Dans son premier film, Julia Ducournau utilisait l'épouvante comme un outil chargé de symbolisme, venant troublé le quotidien du personnage principal. Comme souvent dans le cinéma de genre, l'épouvante vient mettre en exergue un aspect intime du héros, l'exagérer pour mieux le faire ressortir.
Dans Titane, Julia Ducournau semble renversé ce schéma. On sait peu de chose de notre héroïne, son rapport (violent) aux autres, sa relation (distante) avec son père. Rien de son environnement personnel, de son passé n'est particulièrement développé. C'est finalement au fil du film que l'on pénètre dans son intimité. Témoin de son évolution, son hybridation, comme si elle se délestait progressivement de son identité pour parvenir à cette transidentité salvatrice et rédemptrice. On retrouve ici beaucoup du cinéma de Cronenberg. Comme dans la mouche, il y a cette chair meurtrie, le corps comme une enveloppe dont il faudrait se délester.
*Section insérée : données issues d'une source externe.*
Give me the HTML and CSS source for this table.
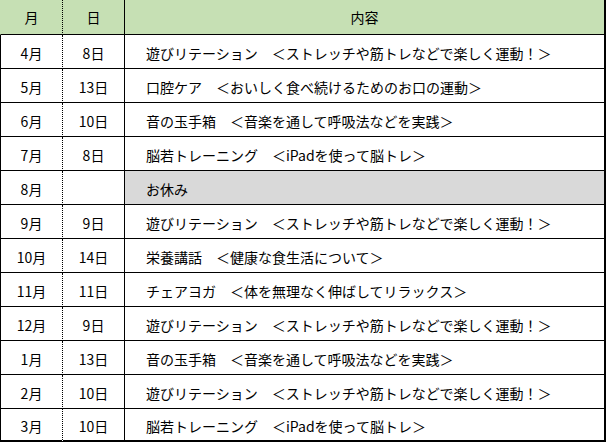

Pour le reste, libre à chacun de s'approprier le film et d'en faire sa propre interprétation. Bien-sûr l'expérience est dérangeante, déconcertante, souvent invraisemblable. Il faut néanmoins reconnaître la maîtrise visuelle de sa réalisatrice qui en seulement deux films impose sa patte avec une assurance assez folle.
Reste alors qu'un peu comme pour Midsommar ou Irréversible, il est difficile de sortir de la salle en s'enthousiasmant d'avoir passé un super moment. Ce cinéma là ne cherche pas le divertissement, il est avant tout une expérience sensorielle et cognitive qui appartient à chacun d'entre nous et qui infuse lentement comme un goût bien curieux qui nous resterait en bouche. Et tant pis si la dégustation nous a un peu coupé l'appétit.